• Goal of the exercise
Set down the listing below verbatim, but only from its first line through the line containing "import React from".

------------------------

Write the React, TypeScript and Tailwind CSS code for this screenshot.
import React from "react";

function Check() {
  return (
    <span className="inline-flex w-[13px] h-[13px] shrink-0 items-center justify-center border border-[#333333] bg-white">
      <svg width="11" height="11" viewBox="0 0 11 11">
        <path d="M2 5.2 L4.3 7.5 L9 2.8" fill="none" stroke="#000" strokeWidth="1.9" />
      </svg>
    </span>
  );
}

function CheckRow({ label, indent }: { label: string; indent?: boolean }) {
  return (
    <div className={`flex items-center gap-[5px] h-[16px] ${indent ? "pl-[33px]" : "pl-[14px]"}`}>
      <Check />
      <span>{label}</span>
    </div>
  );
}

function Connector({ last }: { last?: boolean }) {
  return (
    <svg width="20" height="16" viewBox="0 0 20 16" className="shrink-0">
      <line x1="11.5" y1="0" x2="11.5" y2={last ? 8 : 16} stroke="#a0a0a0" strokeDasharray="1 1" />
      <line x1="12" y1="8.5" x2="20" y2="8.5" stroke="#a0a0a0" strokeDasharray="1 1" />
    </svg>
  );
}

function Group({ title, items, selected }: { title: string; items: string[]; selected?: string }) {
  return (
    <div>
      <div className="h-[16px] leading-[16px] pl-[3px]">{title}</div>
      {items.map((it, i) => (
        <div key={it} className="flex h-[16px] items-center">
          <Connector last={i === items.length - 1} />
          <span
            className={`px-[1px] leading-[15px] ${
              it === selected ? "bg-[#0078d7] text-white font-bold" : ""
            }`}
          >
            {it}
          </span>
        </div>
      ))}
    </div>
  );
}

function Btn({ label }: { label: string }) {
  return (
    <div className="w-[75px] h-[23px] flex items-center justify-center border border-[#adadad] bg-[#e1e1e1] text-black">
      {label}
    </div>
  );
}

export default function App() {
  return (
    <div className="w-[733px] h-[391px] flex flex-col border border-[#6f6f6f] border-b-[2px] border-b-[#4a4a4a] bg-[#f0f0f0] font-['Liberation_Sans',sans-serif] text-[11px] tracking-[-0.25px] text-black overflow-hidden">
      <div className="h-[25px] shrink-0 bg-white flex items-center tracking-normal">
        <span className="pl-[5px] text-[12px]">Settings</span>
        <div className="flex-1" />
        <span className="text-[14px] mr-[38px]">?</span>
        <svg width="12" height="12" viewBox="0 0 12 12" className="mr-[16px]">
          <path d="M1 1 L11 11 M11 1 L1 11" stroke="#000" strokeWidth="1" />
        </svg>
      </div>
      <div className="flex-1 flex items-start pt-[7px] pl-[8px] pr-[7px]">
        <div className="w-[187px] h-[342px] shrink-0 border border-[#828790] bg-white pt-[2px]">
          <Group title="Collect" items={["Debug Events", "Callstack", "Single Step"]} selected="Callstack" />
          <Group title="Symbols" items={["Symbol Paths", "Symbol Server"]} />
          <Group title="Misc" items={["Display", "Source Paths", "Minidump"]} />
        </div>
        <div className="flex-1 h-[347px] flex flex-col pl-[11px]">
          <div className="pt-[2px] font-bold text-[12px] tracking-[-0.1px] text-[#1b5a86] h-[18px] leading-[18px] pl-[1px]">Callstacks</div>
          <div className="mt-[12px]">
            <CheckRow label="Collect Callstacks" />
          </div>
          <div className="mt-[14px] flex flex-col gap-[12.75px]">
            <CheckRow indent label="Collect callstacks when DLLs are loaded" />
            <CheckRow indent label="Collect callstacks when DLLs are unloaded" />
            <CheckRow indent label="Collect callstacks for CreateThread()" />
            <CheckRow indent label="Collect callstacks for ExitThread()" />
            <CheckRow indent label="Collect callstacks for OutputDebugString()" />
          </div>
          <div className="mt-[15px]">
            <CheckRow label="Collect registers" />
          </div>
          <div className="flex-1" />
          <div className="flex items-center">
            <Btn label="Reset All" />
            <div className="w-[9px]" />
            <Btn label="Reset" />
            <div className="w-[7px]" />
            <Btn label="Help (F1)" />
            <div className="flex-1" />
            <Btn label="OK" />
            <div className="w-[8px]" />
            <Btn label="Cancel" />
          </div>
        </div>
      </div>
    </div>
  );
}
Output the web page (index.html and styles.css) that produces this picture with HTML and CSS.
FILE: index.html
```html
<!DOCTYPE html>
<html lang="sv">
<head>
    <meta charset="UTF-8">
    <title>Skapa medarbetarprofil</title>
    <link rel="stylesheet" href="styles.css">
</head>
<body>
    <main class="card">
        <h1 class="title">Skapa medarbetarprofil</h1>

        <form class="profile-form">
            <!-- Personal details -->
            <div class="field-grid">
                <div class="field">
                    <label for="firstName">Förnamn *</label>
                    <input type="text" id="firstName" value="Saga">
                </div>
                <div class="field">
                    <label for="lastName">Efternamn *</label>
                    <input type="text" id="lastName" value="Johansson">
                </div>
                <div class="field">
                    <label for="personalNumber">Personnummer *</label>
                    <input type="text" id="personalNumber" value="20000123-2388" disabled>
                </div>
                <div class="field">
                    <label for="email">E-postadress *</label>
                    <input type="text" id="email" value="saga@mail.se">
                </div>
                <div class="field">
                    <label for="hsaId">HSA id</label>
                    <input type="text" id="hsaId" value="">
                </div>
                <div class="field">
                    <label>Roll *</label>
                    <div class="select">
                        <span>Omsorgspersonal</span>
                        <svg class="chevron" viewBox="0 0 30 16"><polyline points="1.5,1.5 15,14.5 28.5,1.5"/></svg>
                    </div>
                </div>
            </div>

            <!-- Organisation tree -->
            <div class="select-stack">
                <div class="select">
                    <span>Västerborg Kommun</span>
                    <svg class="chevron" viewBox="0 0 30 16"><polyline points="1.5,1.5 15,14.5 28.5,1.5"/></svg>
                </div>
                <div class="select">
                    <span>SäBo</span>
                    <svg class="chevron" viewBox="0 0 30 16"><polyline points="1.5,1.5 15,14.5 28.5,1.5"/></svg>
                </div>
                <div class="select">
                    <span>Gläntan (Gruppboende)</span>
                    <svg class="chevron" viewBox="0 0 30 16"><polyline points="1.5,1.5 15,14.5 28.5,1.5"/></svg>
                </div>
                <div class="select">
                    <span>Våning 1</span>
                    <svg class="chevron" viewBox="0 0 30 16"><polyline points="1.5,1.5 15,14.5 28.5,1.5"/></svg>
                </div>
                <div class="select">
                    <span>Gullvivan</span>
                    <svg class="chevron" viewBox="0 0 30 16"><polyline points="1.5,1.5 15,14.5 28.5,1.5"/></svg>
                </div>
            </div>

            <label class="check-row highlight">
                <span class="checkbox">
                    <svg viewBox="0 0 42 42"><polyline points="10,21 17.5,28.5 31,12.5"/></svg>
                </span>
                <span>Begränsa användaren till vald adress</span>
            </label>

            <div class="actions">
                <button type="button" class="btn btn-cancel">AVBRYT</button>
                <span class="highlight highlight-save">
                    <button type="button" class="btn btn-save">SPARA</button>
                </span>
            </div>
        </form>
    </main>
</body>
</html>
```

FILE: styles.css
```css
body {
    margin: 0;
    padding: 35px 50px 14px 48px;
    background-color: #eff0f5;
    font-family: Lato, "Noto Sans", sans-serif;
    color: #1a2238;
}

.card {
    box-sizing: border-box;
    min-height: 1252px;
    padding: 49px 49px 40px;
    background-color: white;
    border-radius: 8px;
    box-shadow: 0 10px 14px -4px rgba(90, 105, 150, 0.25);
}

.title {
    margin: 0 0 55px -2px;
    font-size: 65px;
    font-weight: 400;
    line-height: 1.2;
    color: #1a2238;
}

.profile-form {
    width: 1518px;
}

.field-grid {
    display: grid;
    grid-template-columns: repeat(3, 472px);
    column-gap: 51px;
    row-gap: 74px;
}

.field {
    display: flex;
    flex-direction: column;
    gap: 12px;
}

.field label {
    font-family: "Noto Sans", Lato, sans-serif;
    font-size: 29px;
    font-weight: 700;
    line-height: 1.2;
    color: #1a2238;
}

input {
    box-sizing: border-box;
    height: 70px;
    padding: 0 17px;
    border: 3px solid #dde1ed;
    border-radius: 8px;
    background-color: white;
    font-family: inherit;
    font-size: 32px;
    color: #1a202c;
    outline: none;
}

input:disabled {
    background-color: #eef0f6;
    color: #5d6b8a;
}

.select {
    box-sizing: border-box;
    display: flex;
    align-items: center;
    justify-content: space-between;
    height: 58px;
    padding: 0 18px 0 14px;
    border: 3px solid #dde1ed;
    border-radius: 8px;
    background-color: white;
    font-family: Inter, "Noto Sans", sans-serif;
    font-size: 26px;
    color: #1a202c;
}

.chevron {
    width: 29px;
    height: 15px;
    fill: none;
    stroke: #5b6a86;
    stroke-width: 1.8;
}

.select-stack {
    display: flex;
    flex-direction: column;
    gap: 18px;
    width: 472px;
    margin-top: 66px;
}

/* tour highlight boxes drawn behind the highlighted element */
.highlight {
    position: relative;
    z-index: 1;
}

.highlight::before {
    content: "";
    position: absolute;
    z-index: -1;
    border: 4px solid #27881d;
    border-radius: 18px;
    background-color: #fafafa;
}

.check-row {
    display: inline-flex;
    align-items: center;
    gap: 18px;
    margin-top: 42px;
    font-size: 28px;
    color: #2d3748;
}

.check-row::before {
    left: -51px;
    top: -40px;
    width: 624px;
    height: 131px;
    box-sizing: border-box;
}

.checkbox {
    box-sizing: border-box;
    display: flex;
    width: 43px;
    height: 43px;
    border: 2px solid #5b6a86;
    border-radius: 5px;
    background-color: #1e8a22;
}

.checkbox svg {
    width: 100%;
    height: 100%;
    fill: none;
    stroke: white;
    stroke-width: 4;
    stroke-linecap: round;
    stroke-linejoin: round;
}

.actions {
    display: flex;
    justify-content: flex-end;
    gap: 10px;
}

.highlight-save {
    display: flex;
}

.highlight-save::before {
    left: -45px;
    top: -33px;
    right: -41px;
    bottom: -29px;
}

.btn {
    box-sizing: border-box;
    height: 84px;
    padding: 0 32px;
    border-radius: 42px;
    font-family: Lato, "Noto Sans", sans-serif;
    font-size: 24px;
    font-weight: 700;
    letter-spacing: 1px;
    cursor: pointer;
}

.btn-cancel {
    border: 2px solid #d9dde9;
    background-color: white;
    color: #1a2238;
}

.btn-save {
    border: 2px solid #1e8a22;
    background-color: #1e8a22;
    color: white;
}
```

------------------------

• Output below
Write the React, TypeScript and Tailwind CSS code for this screenshot.
import React from "react";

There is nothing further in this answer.